### WHAT TO DO:
Transcribe all of the data exactly. Omit the pictures.

** START SUPPLIED DATA **

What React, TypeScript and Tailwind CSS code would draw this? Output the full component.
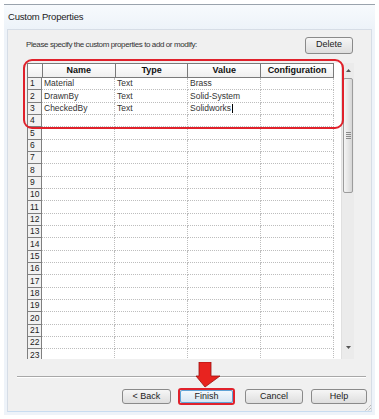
import React from "react";

const data: Record<number, [string, string, string]> = {
  1: ["Material", "Text", "Brass"],
  2: ["DrawnBy", "Text", "Solid-System"],
  3: ["CheckedBy", "Text", "Solidworks"],
};

const rows = Array.from({ length: 23 }, (_, i) => i + 1);

function Btn({ label, w, cls = "" }: { label: string; w: string; cls?: string }) {
  return (
    <div
      className={`${w} h-[15px] flex items-center justify-center rounded-[3px] border border-[#8a8a8a] bg-gradient-to-b from-[#f6f6f6] to-[#dedede] text-[9px] text-[#222] ${cls}`}
    >
      {label}
    </div>
  );
}

export default function App() {
  return (
    <div
      className="w-[379px] h-[419px] bg-white relative overflow-hidden flex flex-col pt-[4px] px-[4px] pb-[4px]"
      style={{ fontFamily: "'Liberation Sans', Arial, sans-serif" }}
    >
      <div className="flex-1 flex flex-col border-t border-[#9aa3ad] bg-[#c9dcf0]">
        {/* Title bar */}
        <div className="h-[24px] flex items-center pl-[4px] bg-gradient-to-b from-[#f7fafd] to-[#edf3f9] text-[9.5px] tracking-[-0.2px] text-[#1b1b1b]">
          Custom Properties
        </div>
        {/* Panel */}
        <div className="flex-1 flex px-[3px] pb-[3px] bg-[#eef3f9]">
          <div className="flex-1 flex flex-col bg-[#f0f0f0] border border-[#d6dde6] border-b-[#c9dcf0] pt-[6px]">
            <div className="flex items-center justify-between pl-[18px] pr-[18px] h-[18px]">
              <span className="text-[8px] text-[#333] tracking-[-0.4px]">
                Please specify the custom properties to add or modify:
              </span>
              <Btn label="Delete" w="w-[48px]" cls="h-[17px]" />
            </div>

            {/* Grid */}
            <div className="mt-[9px] ml-[19px] w-[327px] h-[296px] overflow-hidden bg-white flex">
              <div className="w-[307px] flex flex-col">
                {/* header */}
                <div className="h-[15px] flex shrink-0 border-t border-l border-[#7a7a7a] bg-gradient-to-b from-[#ffffff] to-[#eeeeee] text-[9px] font-bold text-[#111]">
                  <div className="w-[15px] border-r border-b border-[#7a7a7a]" />
                  <div className="w-[73px] border-r border-b border-[#7a7a7a] flex items-center justify-center">Name</div>
                  <div className="w-[73px] border-r border-b border-[#7a7a7a] flex items-center justify-center">Type</div>
                  <div className="w-[73px] border-r border-b border-[#7a7a7a] flex items-center justify-center">Value</div>
                  <div className="w-[73px] border-r border-b border-[#7a7a7a] flex items-center justify-center">Configuration</div>
                </div>
                {rows.map((r) => {
                  const d = data[r];
                  return (
                    <div key={r} className="h-[12.33px] shrink-0 flex text-[8.5px] text-[#333]">
                      <div className="w-[15px] border-l border-r border-b border-[#7f7f7f] bg-[#f2f2f2] flex items-center pl-[2px] text-[8.5px] text-[#222]">
                        {r}
                      </div>
                      <div className="w-[73px] border-r border-b border-dotted border-[#bdbdbd] flex items-center pl-[2px]">
                        {d ? d[0] : ""}
                      </div>
                      <div className="w-[73px] border-r border-b border-dotted border-[#bdbdbd] flex items-center pl-[2px]">
                        {d ? d[1] : ""}
                      </div>
                      <div className="w-[73px] border-r border-b border-dotted border-[#bdbdbd] flex items-center pl-[2px]">
                        {d ? d[2] : ""}
                        {r === 3 && <span className="inline-block w-[1px] h-[9px] bg-black ml-[1px]" />}
                      </div>
                      <div className="w-[73px] border-r border-b border-dotted border-[#bdbdbd]" />
                    </div>
                  );
                })}
              </div>
              <div className="w-[7px]" />
              {/* Scrollbar */}
              <div className="w-[13px] h-full flex flex-col bg-[#ebebeb] border-l border-[#e0e0e0]">
                <div className="h-[15px] flex items-center justify-center">
                  <svg width="5" height="3" viewBox="0 0 5 3">
                    <path d="M0 3 L2.5 0 L5 3 Z" fill="#555" />
                  </svg>
                </div>
                <div className="mx-[1px] h-[115px] rounded-[2px] border border-[#9c9c9c] bg-gradient-to-r from-[#f4f4f4] via-[#e6e6e6] to-[#d6d6d6] flex items-center justify-center">
                  <div className="flex flex-col gap-[1px]">
                    <div className="w-[5px] h-[1px] bg-[#8a8a8a]" />
                    <div className="w-[5px] h-[1px] bg-[#8a8a8a]" />
                    <div className="w-[5px] h-[1px] bg-[#8a8a8a]" />
                    <div className="w-[5px] h-[1px] bg-[#8a8a8a]" />
                  </div>
                </div>
                <div className="flex-1" />
                <div className="h-[18px] flex items-start justify-center pt-[5px]">
                  <svg width="5" height="3" viewBox="0 0 5 3">
                    <path d="M0 0 L2.5 3 L5 0 Z" fill="#555" />
                  </svg>
                </div>
              </div>
            </div>

            {/* Separator */}
            <div className="mt-[17px] ml-[9px] mr-[5px] h-[2px] border-t border-[#a8a8a8] border-b border-b-white" />

            {/* Buttons */}
            <div className="mt-[10px] flex justify-end items-center pr-[4px]">
              <Btn label="< Back" w="w-[49px]" />
              <div className="ml-[7px] w-[57px] h-[17px] border-2 border-[#e0212b] rounded-[3px] flex items-center justify-center">
                <div className="w-[53px] h-[13px] flex items-center justify-center rounded-[2px] border border-[#5fa3d6] bg-gradient-to-b from-[#f2f8fd] to-[#d8e6f2] text-[9px] text-[#222]">
                  Finish
                </div>
              </div>
              <Btn label="Cancel" w="w-[58px]" cls="ml-[10px]" />
              <Btn label="Help" w="w-[56px]" cls="ml-[8px]" />
            </div>
          </div>
        </div>
      </div>

      {/* Red highlight around first rows */}
      <div className="absolute left-[23px] top-[59px] w-[321px] h-[70px] border-2 border-[#e0212b] rounded-[9px]" />

      {/* Red arrow */}
      <svg className="absolute left-[193px] top-[362px]" width="30" height="26" viewBox="0 0 30 26">
        <path d="M6 0 H18 V14 H27 L12 25 L3 14 H6 Z" fill="#e8231f" stroke="#9a1010" strokeWidth="0.8" />
      </svg>

      {/* Resize grip */}
      <svg className="absolute left-[363px] top-[403px]" width="9" height="9" viewBox="0 0 9 9">
        <path d="M8 2 L2 8 M8 5 L5 8" stroke="#a0a0a0" strokeWidth="1" strokeDasharray="1 1" />
      </svg>
    </div>
  );
}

** END SUPPLIED DATA **

### TASK ANSWER:
What React, TypeScript and Tailwind CSS code would draw this? Output the full component.
import React from "react";

const data: Record<number, [string, string, string]> = {
  1: ["Material", "Text", "Brass"],
  2: ["DrawnBy", "Text", "Solid-System"],
  3: ["CheckedBy", "Text", "Solidworks"],
};

const rows = Array.from({ length: 23 }, (_, i) => i + 1);

function Btn({ label, w, cls = "" }: { label: string; w: string; cls?: string }) {
  return (
    <div
      className={`${w} h-[15px] flex items-center justify-center rounded-[3px] border border-[#8a8a8a] bg-gradient-to-b from-[#f6f6f6] to-[#dedede] text-[9px] text-[#222] ${cls}`}
    >
      {label}
    </div>
  );
}

export default function App() {
  return (
    <div
      className="w-[379px] h-[419px] bg-white relative overflow-hidden flex flex-col pt-[4px] px-[4px] pb-[4px]"
      style={{ fontFamily: "'Liberation Sans', Arial, sans-serif" }}
    >
      <div className="flex-1 flex flex-col border-t border-[#9aa3ad] bg-[#c9dcf0]">
        {/* Title bar */}
        <div className="h-[24px] flex items-center pl-[4px] bg-gradient-to-b from-[#f7fafd] to-[#edf3f9] text-[9.5px] tracking-[-0.2px] text-[#1b1b1b]">
          Custom Properties
        </div>
        {/* Panel */}
        <div className="flex-1 flex px-[3px] pb-[3px] bg-[#eef3f9]">
          <div className="flex-1 flex flex-col bg-[#f0f0f0] border border-[#d6dde6] border-b-[#c9dcf0] pt-[6px]">
            <div className="flex items-center justify-between pl-[18px] pr-[18px] h-[18px]">
              <span className="text-[8px] text-[#333] tracking-[-0.4px]">
                Please specify the custom properties to add or modify:
              </span>
              <Btn label="Delete" w="w-[48px]" cls="h-[17px]" />
            </div>

            {/* Grid */}
            <div className="mt-[9px] ml-[19px] w-[327px] h-[296px] overflow-hidden bg-white flex">
              <div className="w-[307px] flex flex-col">
                {/* header */}
                <div className="h-[15px] flex shrink-0 border-t border-l border-[#7a7a7a] bg-gradient-to-b from-[#ffffff] to-[#eeeeee] text-[9px] font-bold text-[#111]">
                  <div className="w-[15px] border-r border-b border-[#7a7a7a]" />
                  <div className="w-[73px] border-r border-b border-[#7a7a7a] flex items-center justify-center">Name</div>
                  <div className="w-[73px] border-r border-b border-[#7a7a7a] flex items-center justify-center">Type</div>
                  <div className="w-[73px] border-r border-b border-[#7a7a7a] flex items-center justify-center">Value</div>
                  <div className="w-[73px] border-r border-b border-[#7a7a7a] flex items-center justify-center">Configuration</div>
                </div>
                {rows.map((r) => {
                  const d = data[r];
                  return (
                    <div key={r} className="h-[12.33px] shrink-0 flex text-[8.5px] text-[#333]">
                      <div className="w-[15px] border-l border-r border-b border-[#7f7f7f] bg-[#f2f2f2] flex items-center pl-[2px] text-[8.5px] text-[#222]">
                        {r}
                      </div>
                      <div className="w-[73px] border-r border-b border-dotted border-[#bdbdbd] flex items-center pl-[2px]">
                        {d ? d[0] : ""}
                      </div>
                      <div className="w-[73px] border-r border-b border-dotted border-[#bdbdbd] flex items-center pl-[2px]">
                        {d ? d[1] : ""}
                      </div>
                      <div className="w-[73px] border-r border-b border-dotted border-[#bdbdbd] flex items-center pl-[2px]">
                        {d ? d[2] : ""}
                        {r === 3 && <span className="inline-block w-[1px] h-[9px] bg-black ml-[1px]" />}
                      </div>
                      <div className="w-[73px] border-r border-b border-dotted border-[#bdbdbd]" />
                    </div>
                  );
                })}
              </div>
              <div className="w-[7px]" />
              {/* Scrollbar */}
              <div className="w-[13px] h-full flex flex-col bg-[#ebebeb] border-l border-[#e0e0e0]">
                <div className="h-[15px] flex items-center justify-center">
                  <svg width="5" height="3" viewBox="0 0 5 3">
                    <path d="M0 3 L2.5 0 L5 3 Z" fill="#555" />
                  </svg>
                </div>
                <div className="mx-[1px] h-[115px] rounded-[2px] border border-[#9c9c9c] bg-gradient-to-r from-[#f4f4f4] via-[#e6e6e6] to-[#d6d6d6] flex items-center justify-center">
                  <div className="flex flex-col gap-[1px]">
                    <div className="w-[5px] h-[1px] bg-[#8a8a8a]" />
                    <div className="w-[5px] h-[1px] bg-[#8a8a8a]" />
                    <div className="w-[5px] h-[1px] bg-[#8a8a8a]" />
                    <div className="w-[5px] h-[1px] bg-[#8a8a8a]" />
                  </div>
                </div>
                <div className="flex-1" />
                <div className="h-[18px] flex items-start justify-center pt-[5px]">
                  <svg width="5" height="3" viewBox="0 0 5 3">
                    <path d="M0 0 L2.5 3 L5 0 Z" fill="#555" />
                  </svg>
                </div>
              </div>
            </div>

            {/* Separator */}
            <div className="mt-[17px] ml-[9px] mr-[5px] h-[2px] border-t border-[#a8a8a8] border-b border-b-white" />

            {/* Buttons */}
            <div className="mt-[10px] flex justify-end items-center pr-[4px]">
              <Btn label="< Back" w="w-[49px]" />
              <div className="ml-[7px] w-[57px] h-[17px] border-2 border-[#e0212b] rounded-[3px] flex items-center justify-center">
                <div className="w-[53px] h-[13px] flex items-center justify-center rounded-[2px] border border-[#5fa3d6] bg-gradient-to-b from-[#f2f8fd] to-[#d8e6f2] text-[9px] text-[#222]">
                  Finish
                </div>
              </div>
              <Btn label="Cancel" w="w-[58px]" cls="ml-[10px]" />
              <Btn label="Help" w="w-[56px]" cls="ml-[8px]" />
            </div>
          </div>
        </div>
      </div>

      {/* Red highlight around first rows */}
      <div className="absolute left-[23px] top-[59px] w-[321px] h-[70px] border-2 border-[#e0212b] rounded-[9px]" />

      {/* Red arrow */}
      <svg className="absolute left-[193px] top-[362px]" width="30" height="26" viewBox="0 0 30 26">
        <path d="M6 0 H18 V14 H27 L12 25 L3 14 H6 Z" fill="#e8231f" stroke="#9a1010" strokeWidth="0.8" />
      </svg>

      {/* Resize grip */}
      <svg className="absolute left-[363px] top-[403px]" width="9" height="9" viewBox="0 0 9 9">
        <path d="M8 2 L2 8 M8 5 L5 8" stroke="#a0a0a0" strokeWidth="1" strokeDasharray="1 1" />
      </svg>
    </div>
  );
}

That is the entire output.